While corresponding with David Pickup I asked him about this medal, and he sent me a scan of the appropriate page of Brown's book (p55). Thanks! The recipients of twelve of them are known. Several recipients had sent the queen books or artworks. Some of the recipients were in the U.S.:

24 Jul 1851: Mr Cummings of New York 'who sent to the Queen a miniature of Mrs Washington'

23 Apr. 1858: Dr Wynne, of Baltimore, for a Report on the progress of Cholera in the United States in 1849

27 Sept. 1858: 2 gold medals, (large with Reverse No. 3, without loops) 'for two Senior Officers of the American Navy who assisted in laying down the Electric Cable'.

Dave adds:

Brown also mentions that 24 medals were struck in bronze for presentation to senior Foreign Office officials.
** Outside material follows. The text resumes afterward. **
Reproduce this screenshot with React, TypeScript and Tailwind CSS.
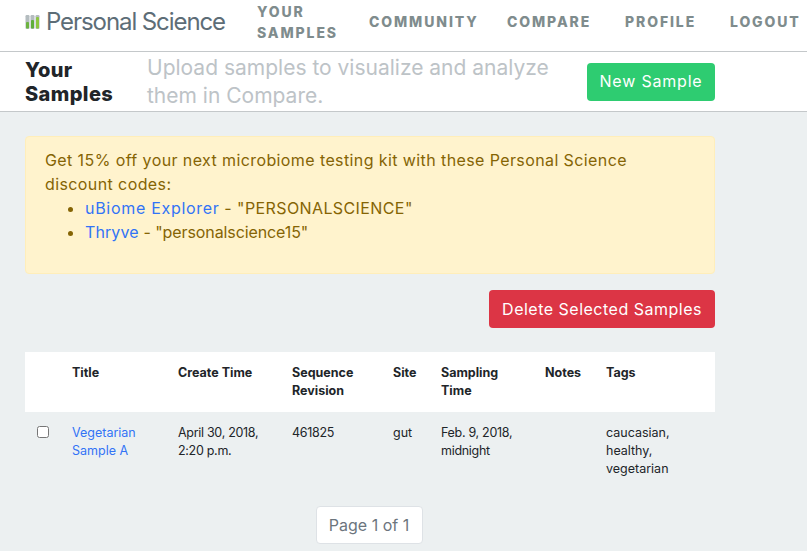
const FONT = "font-['Inter','Liberation_Sans',sans-serif]";

const NAV_LINK = "text-[14px] font-extrabold tracking-[0.135em] text-[#7f8c8d] uppercase leading-[21px]";

function LogoTubes() {
  const tubes = [
    { x: 0.5, fill: 7, color: "#6cb33f" },
    { x: 5.5, fill: 9, color: "#5fae3a" },
    { x: 10.5, fill: 12, color: "#8cc63f" },
  ];
  return (
    <svg width="16" height="16" viewBox="0 0 16 16" className="flex-none">
      {tubes.map((t) => (
        <g key={t.x}>
          <rect x={t.x} y={1} width={4} height={14} rx={1.2} fill="#b4bcbf" />
          <rect x={t.x + 0.5} y={15 - t.fill} width={3} height={t.fill - 0.5} rx={1} fill={t.color} />
        </g>
      ))}
    </svg>
  );
}

function Header() {
  return (
    <nav className="flex h-[52px] items-center border-b border-[#c4c8ca] bg-white pb-[8px] pl-[25px]">
      <div className="flex w-[232px] flex-none items-center gap-[5px]">
        <LogoTubes />
        <span className="text-[24px] tracking-[-0.045em] whitespace-nowrap text-[#5d6d77]">Personal Science</span>
      </div>
      <a className={`${NAV_LINK} w-[112px] flex-none`}>Your Samples</a>
      <a className={`${NAV_LINK} w-[138px] flex-none`}>Community</a>
      <a className={`${NAV_LINK} w-[118px] flex-none`}>Compare</a>
      <a className={`${NAV_LINK} w-[105px] flex-none`}>Profile</a>
      <a className={NAV_LINK}>Logout</a>
    </nav>
  );
}

function SubHeader() {
  return (
    <div className="flex h-[60px] items-center border-b border-[#c4c8ca] bg-white pl-[25px]">
      <h1 className="w-[122px] flex-none text-[20px] leading-[24px] font-extrabold tracking-[0.4px] text-[#212529]">
        Your Samples
      </h1>
      <p className="w-[440px] flex-none text-[21px] leading-[28px] text-[#bdc3c7]">
        Upload samples to visualize and analyze them in Compare.
      </p>
      <button className="h-[38px] w-[128px] flex-none rounded bg-[#2ecc71] pb-[1px] text-[16px] tracking-[0.8px] text-white">
        New Sample
      </button>
    </div>
  );
}

function Discount() {
  return (
    <div className="h-[138px] rounded border border-[#ffeeba] bg-[#fff3cd] px-[19px] py-[11px] text-[16px] leading-[24px] tracking-[0.4px] text-[#856404]">
      <p>Get 15% off your next microbiome testing kit with these Personal Science discount codes:</p>
      <ul className="list-disc pl-[40px]">
        <li>
          <a className="tracking-[0.7px] text-[#3273f6]">uBiome Explorer</a> - "PERSONALSCIENCE"
        </li>
        <li>
          <a className="tracking-[0.1px] text-[#3273f6]">Thryve</a>{" "}
          <span className="tracking-[-0.1px]">- "personalscience15"</span>
        </li>
      </ul>
    </div>
  );
}

function SamplesTable() {
  const th = "px-[12px] pt-[12px] pb-[12px] align-top text-left font-bold";
  const td = "px-[12px] pt-[12px] align-top font-normal";
  return (
    <table className="w-full table-fixed border-collapse text-[12.5px] leading-[18px] text-[#212529]">
      <colgroup>
        <col className="w-[35px]" />
        <col className="w-[106px]" />
        <col className="w-[114px]" />
        <col className="w-[101px]" />
        <col className="w-[48px]" />
        <col className="w-[104px]" />
        <col className="w-[61px]" />
        <col />
      </colgroup>
      <thead className="bg-white">
        <tr className="h-[60px]">
          <th className={th}></th>
          <th className={th}>Title</th>
          <th className={th}>Create Time</th>
          <th className={th}>Sequence Revision</th>
          <th className={th}>Site</th>
          <th className={th}>Sampling Time</th>
          <th className={th}>Notes</th>
          <th className={th}>Tags</th>
        </tr>
      </thead>
      <tbody>
        <tr>
          <td className={td}>
            <input type="checkbox" className="mt-[2px] block h-[12px] w-[12px]" />
          </td>
          <td className={`${td} text-[#3273f6]`}>Vegetarian Sample A</td>
          <td className={`${td} tracking-[-0.3px]`}>April 30, 2018, 2:20 p.m.</td>
          <td className={`${td} tracking-[-0.3px]`}>461825</td>
          <td className={td}>gut</td>
          <td className={`${td} tracking-[-0.3px]`}>Feb. 9, 2018, midnight</td>
          <td className={td}></td>
          <td className={td}>caucasian, healthy, vegetarian</td>
        </tr>
      </tbody>
    </table>
  );
}

export default function App() {
  return (
    <div className={`${FONT} h-[551px] w-[807px] overflow-hidden bg-[#ecf0f1]`}>
      <Header />
      <SubHeader />
      <main className="ml-[25px] w-[690px] pt-[24px]">
        <Discount />
        <div className="mt-[16px] flex justify-end">
          <button className="h-[38px] w-[226px] rounded bg-[#dc3545] pb-[1px] text-[16px] tracking-[0.5px] text-white">
            Delete Selected Samples
          </button>
        </div>
        <div className="mt-[24px]">
          <SamplesTable />
        </div>
        <div className="mt-[28px] flex justify-center pr-[2px]">
          <span className="flex h-[38px] w-[107px] items-center justify-center rounded border border-[#dee2e6] bg-white text-[16px] text-[#6c757d]">
            Page 1 of 1
          </span>
        </div>
      </main>
    </div>
  );
}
And, a single medal in silver is known; in the Royal Mint museum. My medal was on a 1961 Seaby list. Joe Levine corresponded with Chris Eimer, and evidently some medals were engraved with the recipient’s name on the edge. Mine is not.

One More Nail in Your Coffin

coffin-obv coffin-rev

Heather Schena collects exonumia relating to undertakers. Dave writes:

I’ve always liked tokens with rebus inscriptions, and this one is quite rare. I brought it to show Heather because of the coffin.

The conversation was a delight, but unfortunately I couldn't stay. I had to leave at 8 so I could get home to take my boys to their basketball practice. I'm told the rest of the evening was equally delightful. With such a great crowd, how could it not be? I'm already looking forward to January.